*Some records*
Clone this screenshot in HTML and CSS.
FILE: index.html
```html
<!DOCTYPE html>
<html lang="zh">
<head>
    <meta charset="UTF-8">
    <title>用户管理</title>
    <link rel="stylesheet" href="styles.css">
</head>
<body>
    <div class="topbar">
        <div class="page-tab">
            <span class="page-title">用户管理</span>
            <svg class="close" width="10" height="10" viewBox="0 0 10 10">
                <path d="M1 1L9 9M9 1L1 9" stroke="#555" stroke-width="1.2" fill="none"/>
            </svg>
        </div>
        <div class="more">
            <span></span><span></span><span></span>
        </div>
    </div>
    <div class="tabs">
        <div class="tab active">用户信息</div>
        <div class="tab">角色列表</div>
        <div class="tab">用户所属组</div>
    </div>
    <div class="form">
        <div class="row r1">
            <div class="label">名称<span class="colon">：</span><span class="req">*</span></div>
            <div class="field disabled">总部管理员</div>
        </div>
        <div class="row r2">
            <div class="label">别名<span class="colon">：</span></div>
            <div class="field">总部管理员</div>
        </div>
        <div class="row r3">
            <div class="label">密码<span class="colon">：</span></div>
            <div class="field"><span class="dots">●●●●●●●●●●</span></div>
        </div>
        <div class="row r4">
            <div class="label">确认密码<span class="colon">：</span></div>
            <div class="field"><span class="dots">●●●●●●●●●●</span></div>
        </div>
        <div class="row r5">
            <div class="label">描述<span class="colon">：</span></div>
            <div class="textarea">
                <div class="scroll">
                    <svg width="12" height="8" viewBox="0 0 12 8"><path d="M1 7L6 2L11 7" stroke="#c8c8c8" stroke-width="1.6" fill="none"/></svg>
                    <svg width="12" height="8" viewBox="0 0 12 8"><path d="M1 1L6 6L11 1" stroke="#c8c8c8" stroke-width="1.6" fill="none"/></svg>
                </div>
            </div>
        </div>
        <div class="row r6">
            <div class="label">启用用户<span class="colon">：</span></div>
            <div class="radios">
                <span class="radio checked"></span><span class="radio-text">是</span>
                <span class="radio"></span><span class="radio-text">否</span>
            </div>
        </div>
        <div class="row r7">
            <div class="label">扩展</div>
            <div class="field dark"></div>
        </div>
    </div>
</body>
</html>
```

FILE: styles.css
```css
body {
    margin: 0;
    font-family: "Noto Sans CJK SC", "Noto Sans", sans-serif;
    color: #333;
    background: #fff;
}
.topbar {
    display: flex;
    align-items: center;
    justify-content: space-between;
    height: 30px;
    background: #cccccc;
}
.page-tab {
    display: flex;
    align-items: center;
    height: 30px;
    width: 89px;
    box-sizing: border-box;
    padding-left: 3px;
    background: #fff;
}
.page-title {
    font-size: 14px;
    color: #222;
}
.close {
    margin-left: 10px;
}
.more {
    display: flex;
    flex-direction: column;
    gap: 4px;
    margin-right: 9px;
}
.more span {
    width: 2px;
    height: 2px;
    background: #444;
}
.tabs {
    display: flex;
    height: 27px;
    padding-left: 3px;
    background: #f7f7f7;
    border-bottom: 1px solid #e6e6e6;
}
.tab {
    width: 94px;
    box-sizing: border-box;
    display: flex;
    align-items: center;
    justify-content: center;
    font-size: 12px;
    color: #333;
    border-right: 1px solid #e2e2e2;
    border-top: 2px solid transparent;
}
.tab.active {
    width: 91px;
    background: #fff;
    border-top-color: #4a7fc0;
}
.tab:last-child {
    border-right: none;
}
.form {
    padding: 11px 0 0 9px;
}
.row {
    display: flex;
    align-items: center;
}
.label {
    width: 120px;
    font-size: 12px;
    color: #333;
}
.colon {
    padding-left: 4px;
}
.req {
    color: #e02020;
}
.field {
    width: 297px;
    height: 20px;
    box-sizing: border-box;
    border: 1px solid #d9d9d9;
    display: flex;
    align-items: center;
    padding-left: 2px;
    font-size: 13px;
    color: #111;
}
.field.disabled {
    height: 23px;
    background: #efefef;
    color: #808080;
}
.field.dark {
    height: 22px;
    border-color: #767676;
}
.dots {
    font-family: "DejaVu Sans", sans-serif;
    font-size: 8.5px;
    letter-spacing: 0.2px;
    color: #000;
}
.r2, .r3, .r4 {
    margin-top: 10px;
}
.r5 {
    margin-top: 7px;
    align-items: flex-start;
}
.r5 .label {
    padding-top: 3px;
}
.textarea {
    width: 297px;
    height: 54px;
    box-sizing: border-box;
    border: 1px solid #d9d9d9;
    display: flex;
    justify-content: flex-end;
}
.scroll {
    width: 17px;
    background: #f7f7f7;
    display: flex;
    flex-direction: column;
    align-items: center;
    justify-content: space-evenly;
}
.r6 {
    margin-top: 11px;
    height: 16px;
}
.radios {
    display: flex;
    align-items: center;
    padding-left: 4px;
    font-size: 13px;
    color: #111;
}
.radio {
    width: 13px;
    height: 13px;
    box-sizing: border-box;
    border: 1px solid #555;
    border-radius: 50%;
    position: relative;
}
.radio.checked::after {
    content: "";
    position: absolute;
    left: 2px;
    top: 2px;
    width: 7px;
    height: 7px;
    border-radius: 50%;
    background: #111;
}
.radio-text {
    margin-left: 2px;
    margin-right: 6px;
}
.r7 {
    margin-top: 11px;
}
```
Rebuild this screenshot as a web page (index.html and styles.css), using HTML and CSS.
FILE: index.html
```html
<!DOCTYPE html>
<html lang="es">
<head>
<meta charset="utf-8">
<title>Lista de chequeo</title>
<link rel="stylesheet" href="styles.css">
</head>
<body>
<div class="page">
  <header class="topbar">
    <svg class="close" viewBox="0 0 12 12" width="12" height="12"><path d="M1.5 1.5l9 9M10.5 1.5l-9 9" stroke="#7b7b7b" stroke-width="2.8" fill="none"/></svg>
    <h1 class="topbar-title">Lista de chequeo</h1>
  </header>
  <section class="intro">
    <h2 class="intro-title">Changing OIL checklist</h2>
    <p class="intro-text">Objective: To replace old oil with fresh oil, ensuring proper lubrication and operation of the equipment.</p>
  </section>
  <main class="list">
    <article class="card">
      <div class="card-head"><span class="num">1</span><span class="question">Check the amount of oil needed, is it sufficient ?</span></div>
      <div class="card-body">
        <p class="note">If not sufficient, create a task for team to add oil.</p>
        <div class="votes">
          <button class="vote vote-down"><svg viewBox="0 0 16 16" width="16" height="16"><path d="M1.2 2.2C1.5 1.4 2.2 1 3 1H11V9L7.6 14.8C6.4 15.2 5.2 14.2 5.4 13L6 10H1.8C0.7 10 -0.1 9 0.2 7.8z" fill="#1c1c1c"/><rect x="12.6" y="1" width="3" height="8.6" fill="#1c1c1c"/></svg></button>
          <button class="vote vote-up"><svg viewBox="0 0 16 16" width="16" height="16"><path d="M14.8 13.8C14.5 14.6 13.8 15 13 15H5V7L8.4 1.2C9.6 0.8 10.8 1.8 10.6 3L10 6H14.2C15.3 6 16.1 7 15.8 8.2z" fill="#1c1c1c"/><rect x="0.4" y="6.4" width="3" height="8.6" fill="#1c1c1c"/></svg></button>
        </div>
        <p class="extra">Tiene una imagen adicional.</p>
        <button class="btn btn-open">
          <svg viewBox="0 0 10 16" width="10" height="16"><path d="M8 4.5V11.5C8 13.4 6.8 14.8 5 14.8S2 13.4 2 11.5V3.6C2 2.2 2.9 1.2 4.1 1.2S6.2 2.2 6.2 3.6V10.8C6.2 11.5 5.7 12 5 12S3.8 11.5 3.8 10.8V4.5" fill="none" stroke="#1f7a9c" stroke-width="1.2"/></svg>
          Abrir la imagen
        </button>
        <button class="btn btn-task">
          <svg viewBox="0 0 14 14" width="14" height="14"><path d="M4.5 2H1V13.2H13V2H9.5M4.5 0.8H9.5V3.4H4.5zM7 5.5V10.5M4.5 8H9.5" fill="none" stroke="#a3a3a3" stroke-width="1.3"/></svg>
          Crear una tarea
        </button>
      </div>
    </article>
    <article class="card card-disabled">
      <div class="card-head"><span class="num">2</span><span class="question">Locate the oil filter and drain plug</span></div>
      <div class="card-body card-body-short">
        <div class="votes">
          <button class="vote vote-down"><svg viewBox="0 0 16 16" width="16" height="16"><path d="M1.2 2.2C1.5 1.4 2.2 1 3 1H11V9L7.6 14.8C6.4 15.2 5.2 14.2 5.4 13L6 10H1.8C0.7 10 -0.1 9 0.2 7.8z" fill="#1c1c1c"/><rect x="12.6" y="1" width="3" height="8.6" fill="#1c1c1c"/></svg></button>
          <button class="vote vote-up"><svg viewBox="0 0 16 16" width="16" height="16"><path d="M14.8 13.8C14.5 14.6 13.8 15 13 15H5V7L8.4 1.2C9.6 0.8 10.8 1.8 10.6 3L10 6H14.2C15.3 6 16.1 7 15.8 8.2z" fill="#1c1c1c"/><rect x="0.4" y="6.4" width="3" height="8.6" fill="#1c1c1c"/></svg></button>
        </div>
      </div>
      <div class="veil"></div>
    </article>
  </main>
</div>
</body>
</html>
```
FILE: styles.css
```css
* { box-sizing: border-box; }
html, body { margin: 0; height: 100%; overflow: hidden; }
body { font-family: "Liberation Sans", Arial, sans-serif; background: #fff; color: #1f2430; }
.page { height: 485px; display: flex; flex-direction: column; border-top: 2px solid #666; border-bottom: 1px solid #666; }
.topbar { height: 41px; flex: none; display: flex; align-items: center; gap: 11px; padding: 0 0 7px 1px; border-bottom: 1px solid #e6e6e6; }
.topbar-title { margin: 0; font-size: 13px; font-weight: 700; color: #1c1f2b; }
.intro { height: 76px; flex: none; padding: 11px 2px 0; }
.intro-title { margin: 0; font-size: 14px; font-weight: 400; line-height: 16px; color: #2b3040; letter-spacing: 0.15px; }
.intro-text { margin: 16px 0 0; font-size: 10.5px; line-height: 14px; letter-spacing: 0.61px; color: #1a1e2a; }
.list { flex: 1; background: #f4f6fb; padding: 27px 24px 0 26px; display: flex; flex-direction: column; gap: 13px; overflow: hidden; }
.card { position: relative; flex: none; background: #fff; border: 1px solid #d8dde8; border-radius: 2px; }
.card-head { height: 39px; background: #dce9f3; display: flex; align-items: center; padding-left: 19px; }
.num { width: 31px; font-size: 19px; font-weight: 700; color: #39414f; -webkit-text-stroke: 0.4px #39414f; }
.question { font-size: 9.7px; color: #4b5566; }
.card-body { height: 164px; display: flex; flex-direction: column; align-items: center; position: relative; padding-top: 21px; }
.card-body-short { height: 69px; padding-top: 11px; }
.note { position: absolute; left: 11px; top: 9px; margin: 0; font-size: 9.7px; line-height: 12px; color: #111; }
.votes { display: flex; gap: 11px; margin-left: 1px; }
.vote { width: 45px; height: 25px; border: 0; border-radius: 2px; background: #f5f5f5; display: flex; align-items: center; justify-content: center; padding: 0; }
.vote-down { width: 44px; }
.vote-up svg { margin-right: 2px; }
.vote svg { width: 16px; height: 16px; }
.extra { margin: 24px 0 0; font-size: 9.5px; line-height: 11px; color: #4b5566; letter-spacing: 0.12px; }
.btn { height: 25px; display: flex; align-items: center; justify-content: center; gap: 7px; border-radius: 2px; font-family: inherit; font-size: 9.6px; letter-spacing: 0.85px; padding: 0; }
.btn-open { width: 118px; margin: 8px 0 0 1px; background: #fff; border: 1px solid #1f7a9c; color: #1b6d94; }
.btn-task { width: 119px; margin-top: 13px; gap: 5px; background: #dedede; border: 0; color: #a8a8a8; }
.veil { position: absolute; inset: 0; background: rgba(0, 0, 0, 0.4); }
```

*DIRECTIONS FOR THIS TASK*
Extract every line containing the string "styles" from the data above.

*TASK OUTPUT*
    <link rel="stylesheet" href="styles.css">
FILE: styles.css
Rebuild this screenshot as a web page (index.html and styles.css), using HTML and CSS.
<link rel="stylesheet" href="styles.css">
FILE: styles.css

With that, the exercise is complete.